--- start SUPPLIED INFORMATION ---
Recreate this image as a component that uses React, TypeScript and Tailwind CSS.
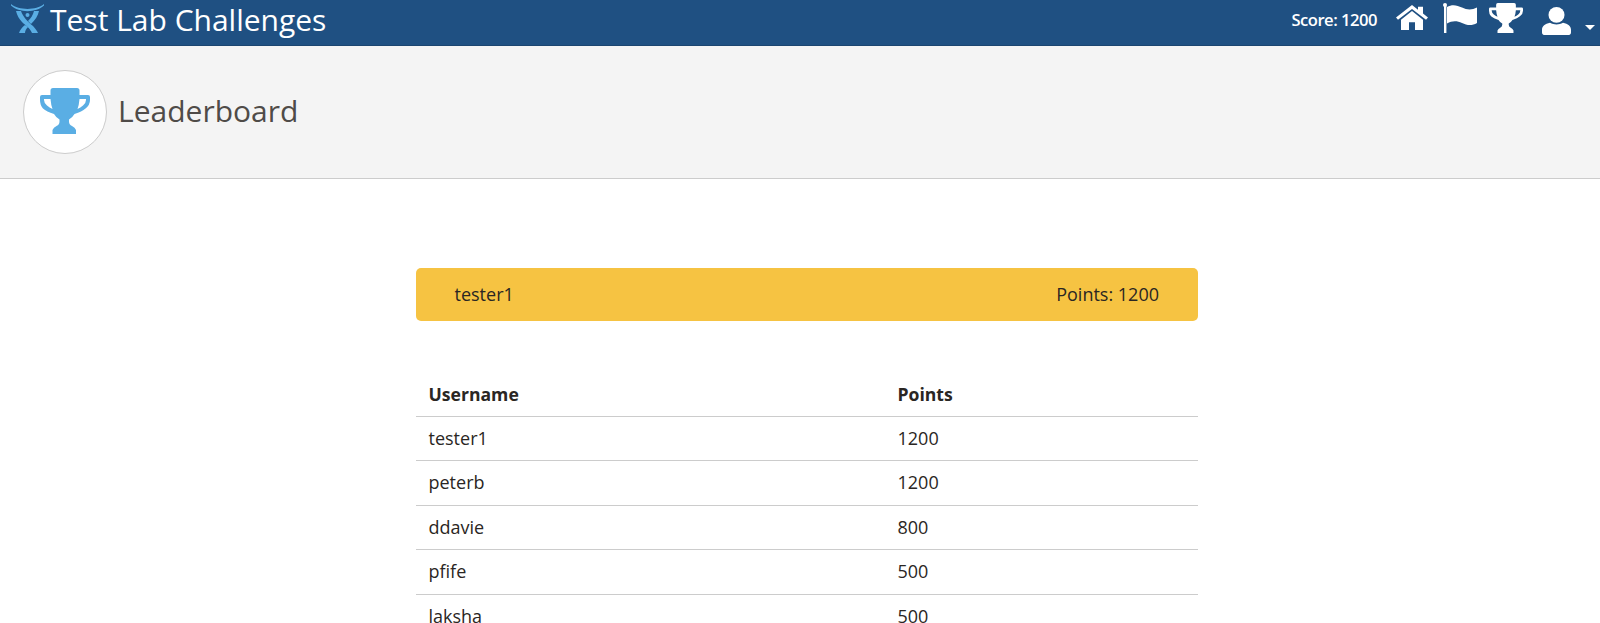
const Trophy = ({ className, fill }: { className: string; fill: string }) => (
  <svg viewBox="0 0 50 46" preserveAspectRatio="none" className={className}>
    <path
      fill={fill}
      fillRule="evenodd"
      d="M13 0h24q2.500 0 2.500 2.500V7h8.500q2 0 2 2v3q0 5-4.500 8.500-3.500 3-11 5.500-2 3.500-5.500 5.500v2q0 3 3 4.500 3 1.500 4 4V46H12.500V42q1-2.500 4-4 3-1.500 3-4.500v-2q-3.500-2-5.500-5.500-7.500-2.500-11-5.500Q0 17 0 12V9q0-2 2-2h8.500V2.500Q10.500 0 13 0zM4 11v1q0 3 3 5.500 2.500 2 5.500 3.500-1.500-4-2-10zM46 11h-6.500q-.5 6-2 10 3-1.500 5.500-3.500 3-2.500 3-5.500z"
    />
  </svg>
);

const Logo = () => (
  <svg viewBox="0 0 34 30" className="w-[34px] h-[30px] shrink-0 -mt-[7px]">
    <path d="M0 0C8 6.500 25 6.500 33 0L33 1.500C25 9 8 9 0 1.500z" fill="#5aaee4" />
    <circle cx="16.500" cy="11" r="2" fill="#5aaee4" />
    <path d="M5 7L10 7C12 13 17 18 22 22C24 24 26 27 27 29L21 29C19 24 14 21 11 18C8 15 6 11 5 7z" fill="#5aaee4" />
    <path d="M28 7L23 7C22 11 20 14 17 17L20 20C24 16 27 12 28 7z" fill="#5aaee4" />
    <path d="M14 21L17 23C15 25 14 27 14 29L8 29C9 26 11 23 14 21z" fill="#5aaee4" />
  </svg>
);

const rows: [string, string][] = [
  ["tester1", "1200"],
  ["peterb", "1200"],
  ["ddavie", "800"],
  ["pfife", "500"],
  ["laksha", "500"],
];

export default function App() {
  return (
    <div className="h-[623px] overflow-hidden bg-white font-['Open_Sans',sans-serif] text-[#2a2623]">
      <header className="h-[46px] bg-[#1f5082] border-b border-[#1b4570] flex items-center text-white">
        <div className="ml-[11px] flex items-center">
          <Logo />
          <h1 className="ml-[5px] text-[30px] leading-[40px] -mt-[6px]">Test Lab Challenges</h1>
        </div>
        <div className="ml-auto flex items-start h-full">
          <span className="text-[16.6px] font-semibold tracking-[-0.5px] leading-[40px] mr-[19px]">Score: 1200</span>
          <svg viewBox="0 0 32 29" className="w-[32px] h-[25px] mt-[5px] mr-[15px]" preserveAspectRatio="none">
            <path fill="#fff" d="M16 0L0 14.500l2 2.500L16 4.500 30 17l2-2.500-5-4.500V2h-5v3.500zM16 7L5 17v12h8v-9h6v9h8V17z" />
          </svg>
          <svg viewBox="0 0 34 30" className="w-[34px] h-[30px] mt-[3px] mr-[12px]">
            <circle cx="2" cy="2" r="2" fill="#fff" />
            <rect x="1" y="3" width="2.400" height="27" fill="#fff" />
            <path fill="#fff" d="M4 4c5-3 10-2 15 .5s10 2.500 15 0V20c-5 3-10 2.500-15 0s-10-2.500-15 .5z" />
          </svg>
          <Trophy className="w-[34px] h-[30px] mt-[3px] mr-[19px]" fill="#fff" />
          <svg viewBox="0 0 29 32" preserveAspectRatio="none" className="w-[29px] h-[28px] mt-[7px]">
            <ellipse cx="14.500" cy="9" rx="8" ry="9" fill="#fff" />
            <path fill="#fff" d="M8 18c4 2.500 9 2.500 13 0 5 1 8 4 8 8v3c0 2-1.500 3-3 3H3c-1.500 0-3-1-3-3v-3c0-4 3-7 8-8z" />
          </svg>
          <span className="ml-[14px] mr-[5px] mt-[25px] w-0 h-0 border-x-[5px] border-x-transparent border-t-[5px] border-t-white" />
        </div>
      </header>

      <section className="h-[133px] bg-[#f4f4f4] border-b border-[#cccccc] flex items-center pl-[23px]">
        <div className="w-[84px] h-[84px] rounded-full bg-white border-[1.5px] border-[#cccccc] flex items-center justify-center">
          <Trophy className="w-[50px] h-[46px] -mt-[3px]" fill="#5aaee4" />
        </div>
        <h2 className="ml-[11px] text-[30px] leading-[40px] text-[#4f4b48] -mt-[2px]">Leaderboard</h2>
      </section>

      <main className="w-[782.500px] ml-[415.500px] pt-[89px] text-[18px]">
        <div className="h-[53px] rounded-[5px] bg-[#f6c342] flex items-center justify-between px-[39px]">
          <span>tester1</span>
          <span>Points: 1200</span>
        </div>
        <table className="w-full mt-[38px] border-collapse table-fixed">
          <thead>
            <tr className="h-[57px] border-b border-[#cccccc] text-left">
              <th className="pl-[13px] w-[482px] text-[17.6px] font-bold pt-[13px]">Username</th>
              <th className="text-[17.6px] font-bold pt-[13px]">Points</th>
            </tr>
          </thead>
          <tbody>
            {rows.map(([name, points]) => (
              <tr key={name} className="h-[44.500px] border-b border-[#cccccc]">
                <td className="pl-[13px]">{name}</td>
                <td>{points}</td>
              </tr>
            ))}
          </tbody>
        </table>
      </main>
    </div>
  );
}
--- end SUPPLIED INFORMATION ---
BRIEF: Transcribe all of the material exactly, leaving out whatever pictures it contains.

SOLUTION FOR THIS TASK:
Recreate this image as a component that uses React, TypeScript and Tailwind CSS.
const Trophy = ({ className, fill }: { className: string; fill: string }) => (
  <svg viewBox="0 0 50 46" preserveAspectRatio="none" className={className}>
    <path
      fill={fill}
      fillRule="evenodd"
      d="M13 0h24q2.500 0 2.500 2.500V7h8.500q2 0 2 2v3q0 5-4.500 8.500-3.500 3-11 5.500-2 3.500-5.500 5.500v2q0 3 3 4.500 3 1.500 4 4V46H12.500V42q1-2.500 4-4 3-1.500 3-4.500v-2q-3.500-2-5.500-5.500-7.500-2.500-11-5.500Q0 17 0 12V9q0-2 2-2h8.500V2.500Q10.500 0 13 0zM4 11v1q0 3 3 5.500 2.500 2 5.500 3.500-1.500-4-2-10zM46 11h-6.500q-.5 6-2 10 3-1.500 5.500-3.500 3-2.500 3-5.500z"
    />
  </svg>
);

const Logo = () => (
  <svg viewBox="0 0 34 30" className="w-[34px] h-[30px] shrink-0 -mt-[7px]">
    <path d="M0 0C8 6.500 25 6.500 33 0L33 1.500C25 9 8 9 0 1.500z" fill="#5aaee4" />
    <circle cx="16.500" cy="11" r="2" fill="#5aaee4" />
    <path d="M5 7L10 7C12 13 17 18 22 22C24 24 26 27 27 29L21 29C19 24 14 21 11 18C8 15 6 11 5 7z" fill="#5aaee4" />
    <path d="M28 7L23 7C22 11 20 14 17 17L20 20C24 16 27 12 28 7z" fill="#5aaee4" />
    <path d="M14 21L17 23C15 25 14 27 14 29L8 29C9 26 11 23 14 21z" fill="#5aaee4" />
  </svg>
);

const rows: [string, string][] = [
  ["tester1", "1200"],
  ["peterb", "1200"],
  ["ddavie", "800"],
  ["pfife", "500"],
  ["laksha", "500"],
];

export default function App() {
  return (
    <div className="h-[623px] overflow-hidden bg-white font-['Open_Sans',sans-serif] text-[#2a2623]">
      <header className="h-[46px] bg-[#1f5082] border-b border-[#1b4570] flex items-center text-white">
        <div className="ml-[11px] flex items-center">
          <Logo />
          <h1 className="ml-[5px] text-[30px] leading-[40px] -mt-[6px]">Test Lab Challenges</h1>
        </div>
        <div className="ml-auto flex items-start h-full">
          <span className="text-[16.6px] font-semibold tracking-[-0.5px] leading-[40px] mr-[19px]">Score: 1200</span>
          <svg viewBox="0 0 32 29" className="w-[32px] h-[25px] mt-[5px] mr-[15px]" preserveAspectRatio="none">
            <path fill="#fff" d="M16 0L0 14.500l2 2.500L16 4.500 30 17l2-2.500-5-4.500V2h-5v3.500zM16 7L5 17v12h8v-9h6v9h8V17z" />
          </svg>
          <svg viewBox="0 0 34 30" className="w-[34px] h-[30px] mt-[3px] mr-[12px]">
            <circle cx="2" cy="2" r="2" fill="#fff" />
            <rect x="1" y="3" width="2.400" height="27" fill="#fff" />
            <path fill="#fff" d="M4 4c5-3 10-2 15 .5s10 2.500 15 0V20c-5 3-10 2.500-15 0s-10-2.500-15 .5z" />
          </svg>
          <Trophy className="w-[34px] h-[30px] mt-[3px] mr-[19px]" fill="#fff" />
          <svg viewBox="0 0 29 32" preserveAspectRatio="none" className="w-[29px] h-[28px] mt-[7px]">
            <ellipse cx="14.500" cy="9" rx="8" ry="9" fill="#fff" />
            <path fill="#fff" d="M8 18c4 2.500 9 2.500 13 0 5 1 8 4 8 8v3c0 2-1.500 3-3 3H3c-1.500 0-3-1-3-3v-3c0-4 3-7 8-8z" />
          </svg>
          <span className="ml-[14px] mr-[5px] mt-[25px] w-0 h-0 border-x-[5px] border-x-transparent border-t-[5px] border-t-white" />
        </div>
      </header>

      <section className="h-[133px] bg-[#f4f4f4] border-b border-[#cccccc] flex items-center pl-[23px]">
        <div className="w-[84px] h-[84px] rounded-full bg-white border-[1.5px] border-[#cccccc] flex items-center justify-center">
          <Trophy className="w-[50px] h-[46px] -mt-[3px]" fill="#5aaee4" />
        </div>
        <h2 className="ml-[11px] text-[30px] leading-[40px] text-[#4f4b48] -mt-[2px]">Leaderboard</h2>
      </section>

      <main className="w-[782.500px] ml-[415.500px] pt-[89px] text-[18px]">
        <div className="h-[53px] rounded-[5px] bg-[#f6c342] flex items-center justify-between px-[39px]">
          <span>tester1</span>
          <span>Points: 1200</span>
        </div>
        <table className="w-full mt-[38px] border-collapse table-fixed">
          <thead>
            <tr className="h-[57px] border-b border-[#cccccc] text-left">
              <th className="pl-[13px] w-[482px] text-[17.6px] font-bold pt-[13px]">Username</th>
              <th className="text-[17.6px] font-bold pt-[13px]">Points</th>
            </tr>
          </thead>
          <tbody>
            {rows.map(([name, points]) => (
              <tr key={name} className="h-[44.500px] border-b border-[#cccccc]">
                <td className="pl-[13px]">{name}</td>
                <td>{points}</td>
              </tr>
            ))}
          </tbody>
        </table>
      </main>
    </div>
  );
}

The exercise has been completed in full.